Abstract

To evaluate the usefulness of bronchoalveolar lavage in establishing the diagnosis of the fat embolism syndrome in trauma patients with long-bone fractures. Case series. Referral hospital. Eighteen trauma patients with long-bone fractures, including 5 with definite fat embolism syndrome, 5 in whom the diagnosis had been clinically suspected but was impossible to confirm or exclude before bronchoscopy, and 8 with no clinical evidence of the syndrome. Control groups included 9 patients without previous trauma who developed the adult respiratory distress syndrome for various reasons and 15 normal volunteers. Each patient had fiber-optic bronchoscopy with bronchoalveolar lavage, and the percentage of lavage cells containing intracellular fat droplets stained with oil red 0 were determined.
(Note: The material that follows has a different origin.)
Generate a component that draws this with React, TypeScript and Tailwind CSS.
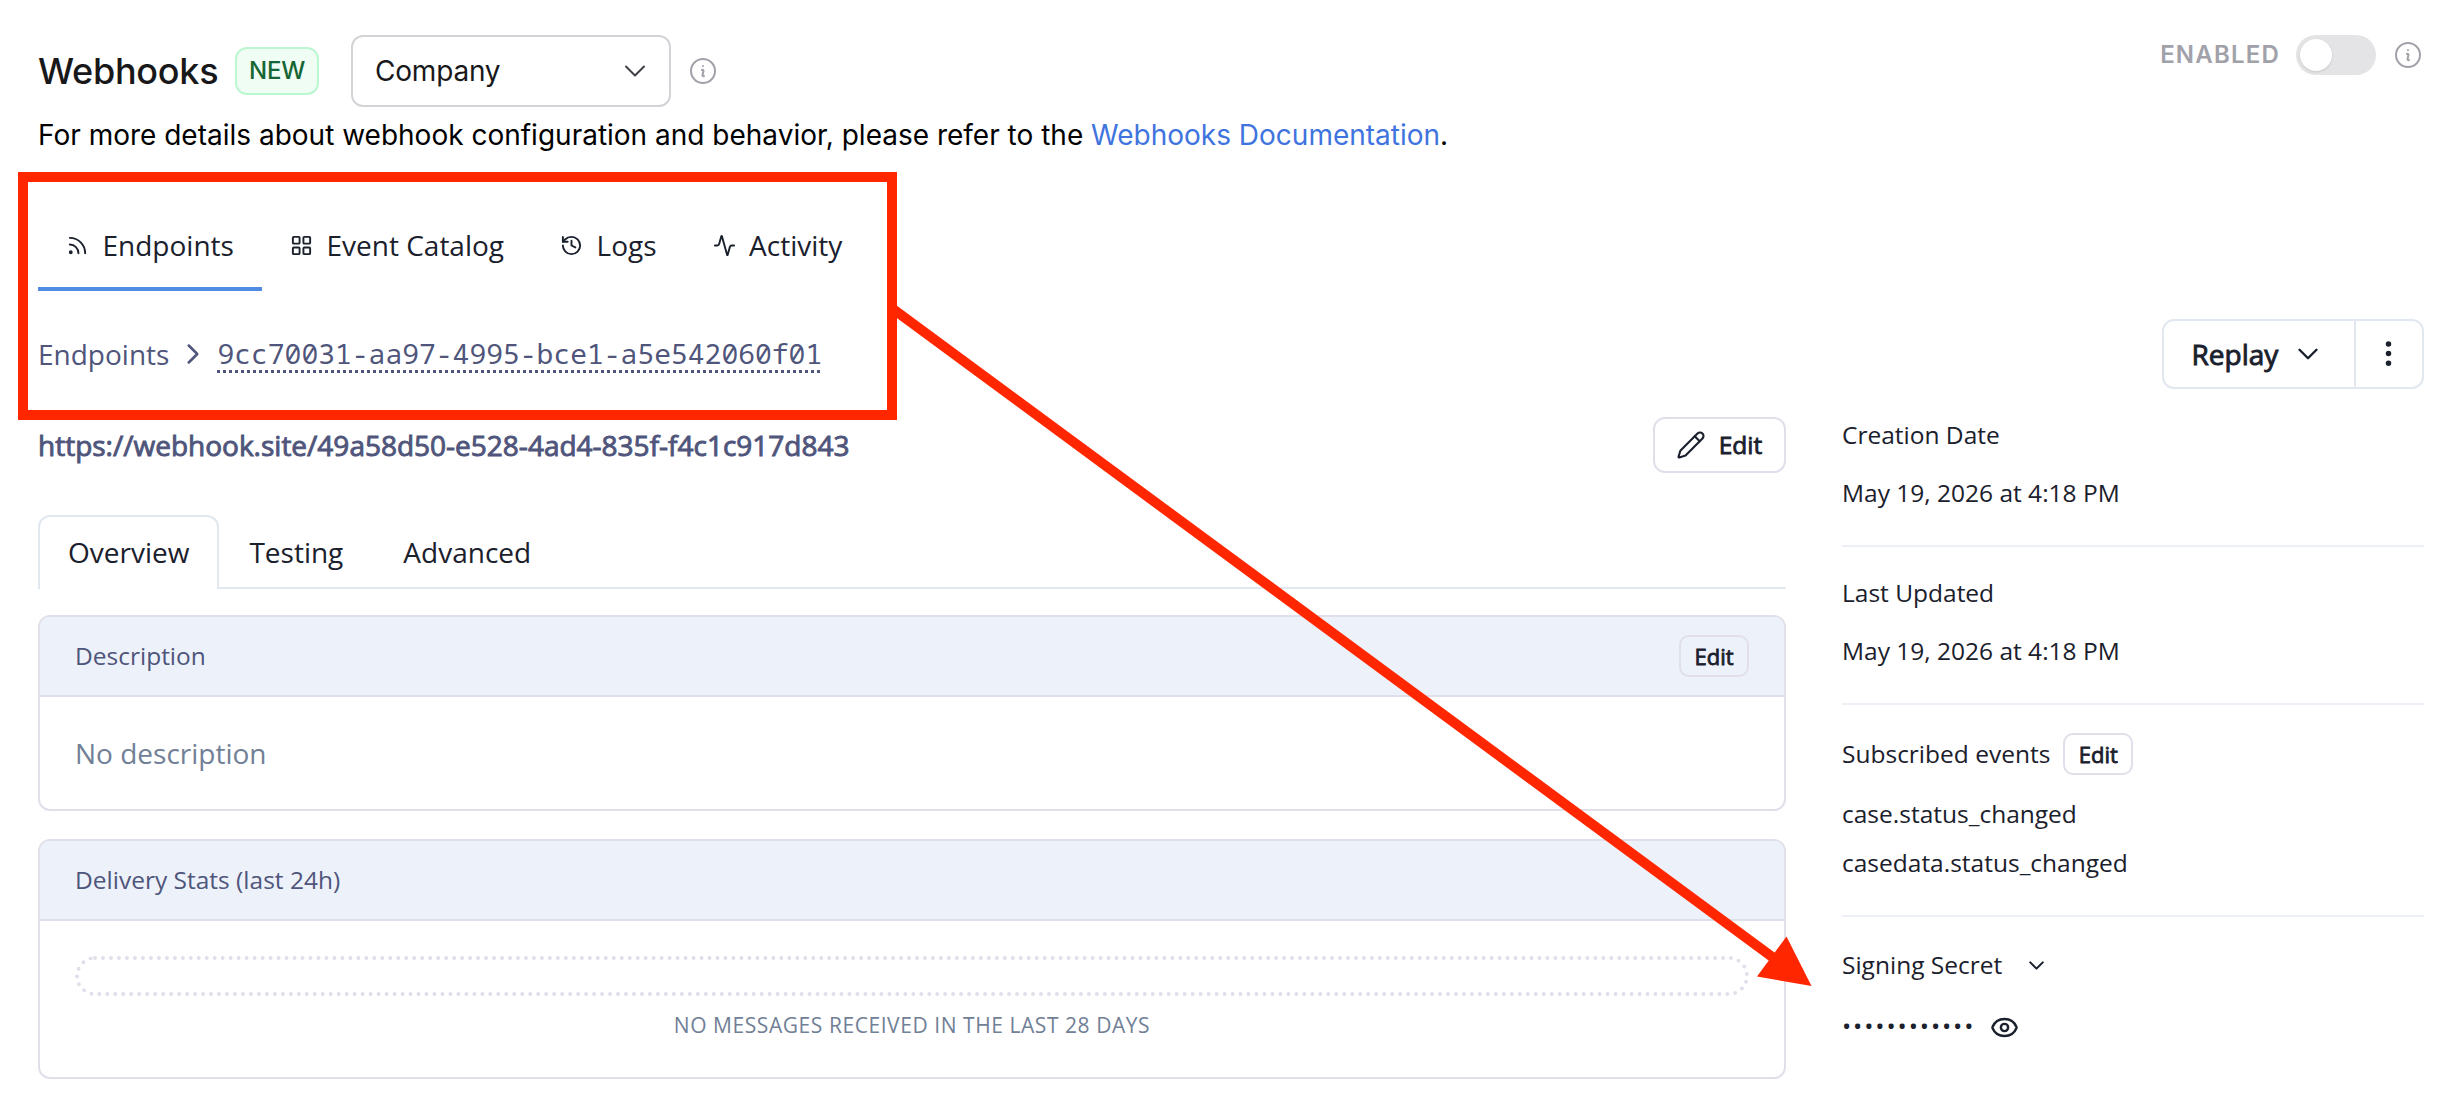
import type { ReactNode } from 'react';
import {
  Activity,
  ChevronDown,
  ChevronRight,
  EllipsisVertical,
  Eye,
  History,
  LayoutGrid,
  Pencil,
  Rss,
} from 'lucide-react';
import type { LucideIcon } from 'lucide-react';

const NAV_ITEMS: { label: string; icon: LucideIcon }[] = [
  { label: 'Endpoints', icon: Rss },
  { label: 'Event Catalog', icon: LayoutGrid },
  { label: 'Logs', icon: History },
  { label: 'Activity', icon: Activity },
];

const EVENTS = ['case.status_changed', 'casedata.status_changed'];

function InfoIcon() {
  return (
    <svg
      viewBox="0 0 24 24"
      fill="none"
      stroke="currentColor"
      strokeWidth={1.5}
      strokeLinecap="round"
      strokeLinejoin="round"
      className="w-8 h-8 shrink-0 text-[#a1a1aa]"
    >
      <path d="m11.25 11.25.041-.02a.75.75 0 0 1 1.063.852l-.708 2.836a.75.75 0 0 0 1.063.853l.041-.021M21 12a9 9 0 1 1-18 0 9 9 0 0 1 18 0Zm-9-3.75h.008v.008H12V8.25Z" />
    </svg>
  );
}

function SmallEditButton() {
  return (
    <button
      type="button"
      className="flex h-[42px] w-[70px] items-center justify-center rounded-[10px] border-2 border-[#e0dfea] pb-px text-[22px] text-[#1a202c] [-webkit-text-stroke:0.8px]"
    >
      Edit
    </button>
  );
}

function Panel({
  title,
  action,
  children,
}: {
  title: string;
  action?: ReactNode;
  children: ReactNode;
}) {
  return (
    <section className="overflow-hidden rounded-xl border-2 border-[#e0dfea]">
      <div className="flex h-20 items-center justify-between border-b-2 border-[#e0dfea] bg-[#edf2fa] px-[35px] text-[24.5px] text-[#4f557b]">
        <h3>{title}</h3>
        {action}
      </div>
      {children}
    </section>
  );
}

function DateBlock({ label, value }: { label: string; value: string }) {
  return (
    <div className="border-b-2 border-[#edf0f7] pb-[34px]">
      <p>{label}</p>
      <p className="mt-[22px]">{value}</p>
    </div>
  );
}

export default function App() {
  return (
    <div className="relative h-[1108px] w-[2460px] overflow-hidden bg-white pt-[35px] pr-9 pl-[38px] font-['Open_Sans',sans-serif] text-[28px] leading-10 text-[#1a202c]">
      {/* Header */}
      <header className="flex items-start justify-between font-['Inter',sans-serif]">
        <div className="flex h-[72px] items-center text-[#18181b]">
          <h1 className="w-[182px] text-4xl font-medium tracking-[-0.25px]">Webhooks</h1>
          <span className="ml-[15px] flex h-12 w-[84px] items-center justify-center rounded-xl border-2 border-[#bbf7d0] bg-[#f0fdf4] text-2xl font-medium tracking-[-0.2px] text-[#166534]">
            NEW
          </span>
          <button
            type="button"
            className="ml-8 flex h-[72px] w-[320px] items-center justify-between rounded-xl border-2 border-[#d4d4d8] pr-4 pl-[22px] tracking-[-0.2px]"
          >
            Company
            <ChevronDown className="w-9 h-9 text-[#3f3f46]" strokeWidth={1.3} />
          </button>
          <span className="ml-4">
            <InfoIcon />
          </span>
        </div>
        <div className="flex h-10 items-center">
          <span className="text-2xl font-semibold tracking-[0.05em] text-[#a1a1aa]">
            ENABLED
          </span>
          <span className="ml-4 flex h-10 w-20 items-center rounded-full bg-[#e4e4e6] p-1">
            <span className="h-8 w-8 rounded-full bg-white shadow-sm" />
          </span>
          <span className="ml-4">
            <InfoIcon />
          </span>
        </div>
      </header>
      <p className="mt-2 font-['Inter',sans-serif] text-black">
        For more details about webhook configuration and behavior, please refer
        to the <a className="text-[#3f74de]">Webhooks Documentation</a>.
      </p>

      {/* Main navigation */}
      <nav className="mt-12 flex">
        {NAV_ITEMS.map(({ label, icon: Icon }, index) => (
          <a
            key={label}
            className={
              index === 0
                ? 'flex h-[88px] w-[224px] items-center gap-[13.5px] border-b-4 border-[#4f8ce2] pl-7'
                : 'flex h-[88px] items-center gap-[13.5px] border-b-4 border-transparent px-7'
            }
          >
            <Icon className="w-[23px] h-[23px] shrink-0" strokeWidth={2} />
            {label}
          </a>
        ))}
      </nav>

      {/* Breadcrumb and endpoint actions */}
      <div className="mt-7 flex h-[70px] items-center justify-between">
        <div className="flex items-center text-[#4f557b]">
          <span>Endpoints</span>
          <ChevronRight className="mx-[7px] w-[34px] h-[34px]" strokeWidth={1.8} />
          <span className="mb-0.5 bg-[repeating-linear-gradient(90deg,#4f557b_0_3px,transparent_3px_6px)] bg-[length:100%_3px] bg-bottom bg-no-repeat font-['Noto_Sans_Mono','DejaVu_Sans_Mono',monospace]">
            9cc70031-aa97-4995-bce1-a5e542060f01
          </span>
        </div>
        <div className="flex h-[70px] w-[262px] rounded-xl border-2 border-[#e2e8f0]">
          <button
            type="button"
            className="flex w-[192px] items-center gap-[13px] border-r-2 border-[#e2e8f0] pl-[27.5px] pb-px [-webkit-text-stroke:0.9px]"
          >
            Replay
            <ChevronDown className="w-[34px] h-[34px]" strokeWidth={1.7} />
          </button>
          <button
            type="button"
            className="flex flex-1 items-center justify-center pr-0.5 pb-px"
          >
            <EllipsisVertical className="w-[33px] h-[33px]" strokeWidth={2} />
          </button>
        </div>
      </div>

      <div className="mt-7 flex gap-14">
        <main className="w-[1748px]">
          <div className="flex h-14 items-center justify-between">
            <h2 className="pb-px text-[#4f557b] [-webkit-text-stroke:0.9px]">
              https://webhook.site/49a58d50-e528-4ad4-835f-f4c1c917d843
            </h2>
            <button
              type="button"
              className="flex h-14 w-[133px] items-center justify-center gap-[13px] rounded-xl border-2 border-[#e0dfea] pr-px text-[24.5px] [-webkit-text-stroke:0.8px]"
            >
              <Pencil className="w-[30px] h-[30px]" strokeWidth={1.7} />
              Edit
            </button>
          </div>

          <div className="mt-[42px] flex h-[74px]">
            <a className="flex items-center rounded-t-xl border-2 border-b-0 border-[#e2e8f0] px-7 pb-[3px]">
              Overview
            </a>
            <a className="flex items-center border-b-2 border-[#e2e8f0] px-[30px] pt-px">
              Testing
            </a>
            <a className="flex flex-1 items-center border-b-2 border-[#e2e8f0] px-[30px] pt-px">
              Advanced
            </a>
          </div>

          <div className="mt-[26px] flex flex-col gap-7">
            <Panel title="Description" action={<SmallEditButton />}>
              <p className="flex h-28 items-center px-[35px] text-[#718096]">
                No description
              </p>
            </Panel>
            <Panel title="Delivery Stats (last 24h)">
              <div className="h-[156px] px-[35px] pt-[35px]">
                <div className="h-10 rounded-full border-4 border-dotted border-[#e0dfea]" />
                <p className="mt-3.5 text-center text-[21px] leading-[30px] tracking-[0.56px] text-[#718096]">
                  NO MESSAGES RECEIVED IN THE LAST 28 DAYS
                </p>
              </div>
            </Panel>
          </div>
        </main>

        <aside className="w-[582px] text-[24.5px] leading-9">
          <DateBlock label="Creation Date" value="May 19, 2026 at 4:18 PM" />
          <div className="mt-7">
            <DateBlock label="Last Updated" value="May 19, 2026 at 4:18 PM" />
          </div>
          <div className="mt-7 border-b-2 border-[#edf0f7] pb-7">
            <div className="flex items-center gap-[13px]">
              Subscribed events
              <SmallEditButton />
            </div>
            <ul className="mt-3.5 leading-[49px]">
              {EVENTS.map((event) => (
                <li key={event}>{event}</li>
              ))}
            </ul>
          </div>
          <div className="mt-[30px]">
            <div className="flex items-center">
              Signing Secret
              <ChevronDown className="ml-[22px] w-[25px] h-[25px]" />
            </div>
            <div className="mt-[26px] flex h-9 items-center gap-[15px]">
              <span className="mb-0.5 tracking-[1.9px]">••••••••••••</span>
              <Eye className="w-[29px] h-[29px]" strokeWidth={2} />
            </div>
          </div>
        </aside>
      </div>

      {/* Callout pointing from the endpoint header to its signing secret */}
      <div className="absolute top-[172px] left-[18px] h-[248px] w-[879px] border-10 border-[#ff2600]" />
      <svg
        viewBox="0 0 2460 1108"
        className="pointer-events-none absolute inset-0 h-[1108px] w-[2460px]"
      >
        <line x1="893" y1="309" x2="1775" y2="959" stroke="#ff2600" strokeWidth="10" />
        <path d="M1811.5 986 1786.5 936.5 1757 976.5Z" fill="#ff2600" />
      </svg>
    </div>
  );
}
In the five patients with definite fat embolism syndrome, light microscopic study of bronchoalveolar cells stained with oil red 0 showed many large intracellular fat droplets (mean percentage of cells containing fat droplets, 63%; range, 31% to 82%), whereas less than 2% of cells recovered by lavage from trauma patients with no clinical evidence of the syndrome, from patients with the adult respiratory distress syndrome, or from normal volunteers contained such inclusions. Use of the same technique in the five patients with possible fat embolism syndrome permitted the immediate identification of three patients in whom this diagnosis was later confirmed by subsequent autopsy or clinical follow-up. The identification of fat droplets within cells recovered by bronchoalveolar lavage in trauma patients may be a rapid and specific method for establishing the diagnosis of the fat embolism syndrome.